I think it takes a very specific kind of personality to enjoy it, or being something like borderline autistic. I don’t mean crazy, “challenged”, or whatever - for all intents and purposes you’d never be able to tell Mike apart from your average computer geek in 99% of situations - but it definitely helps if you have a non-standard view of what is and is not interesting. If you can amuse yourself every weekend by polishing your engine bay for 3 hours, or if conversation gets boring you start sliding the plastic wrap off and back onto a package of cigarettes while everyone else is talking, odds are you’ll enjoy game testing. Otherwise, I’d bet you’ll burn out.

The tester/programmer dichotomy, all the types of people that come through QA, the conversations and inside jokes…all hilarious.

Is testing fun? Not really. Once you’ve done it for a year it’s just plain old work. But it really depends on the person, and the game. Lots of people just can’t take it. Some completely flip out and become legends.

Hmm… I love monotony! I want to be a game tester!

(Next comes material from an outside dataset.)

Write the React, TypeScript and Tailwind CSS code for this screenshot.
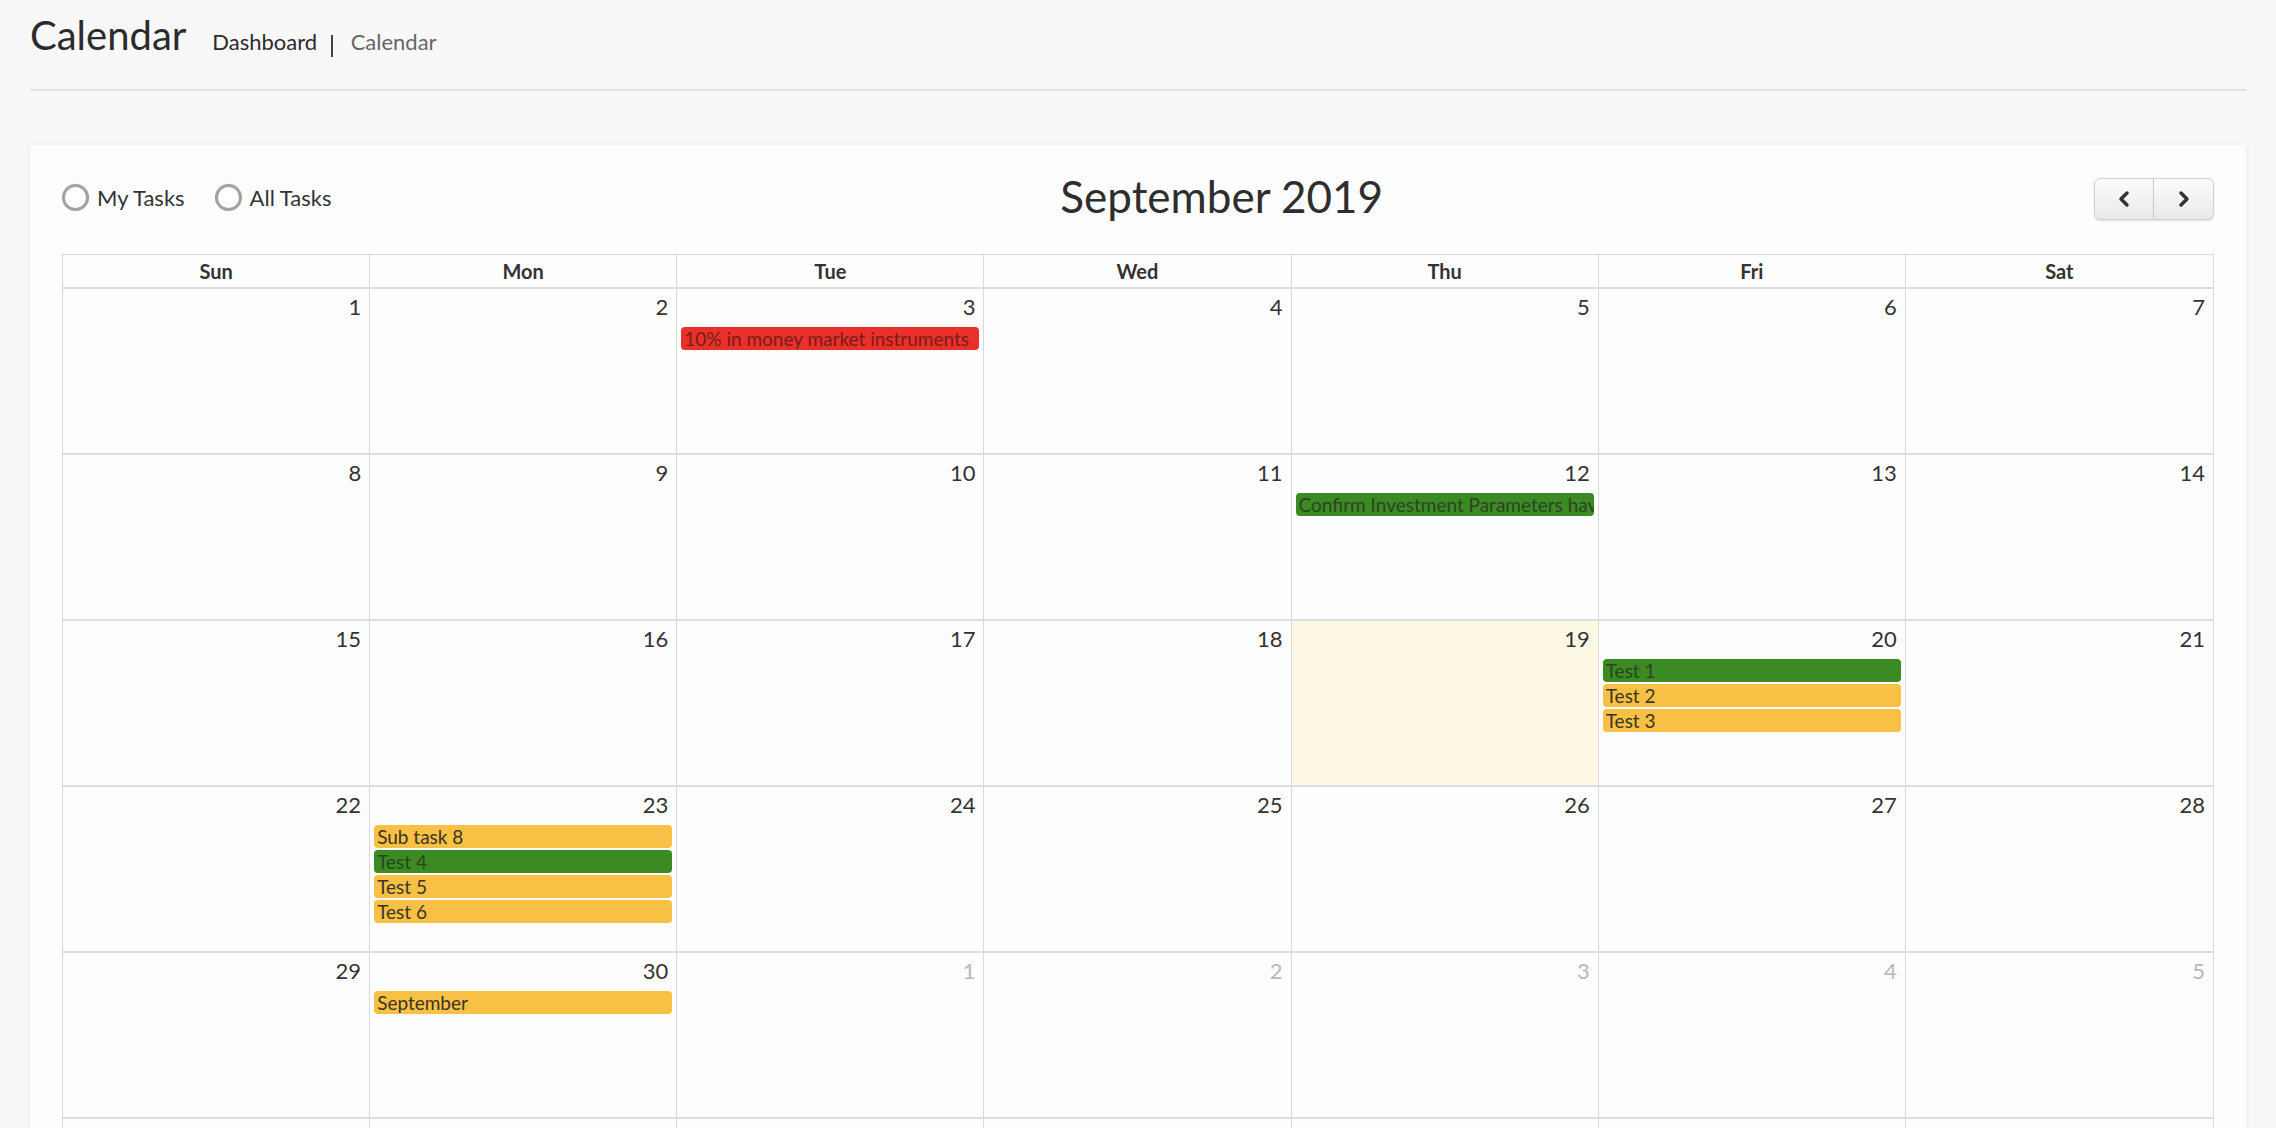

So how accurate was “Grandma’s Boy”?

In the commercial world, testing is a HUGE, important part of the preoject plan.

It all depends. I started where I am as a Tester, and I loved it. As others said here – at some point, the luster fades, and you realize it’s a job. That’s the point where some people leave, and some people stay (the larger percentage leaves). There’s also the first major, extended crunch to burn through, but that seems to affect anyone just starting in the industry; you either make it or you don’t.

It’s great work, if you’re the right type of person. But it all depends, too, on the company. I worked dev QA, which at our studio meant close involvement with development team members, ties to Production, and a general sense of being part of the team. Publisher/First Party QA isn’t really like that, since you’re going to be wholly separated from dev teams.

If you’re not dev QA, then the job track is probably more difficult, and probably more competitive, if it exists at all. But the experience is probably still worthwhile to some degree.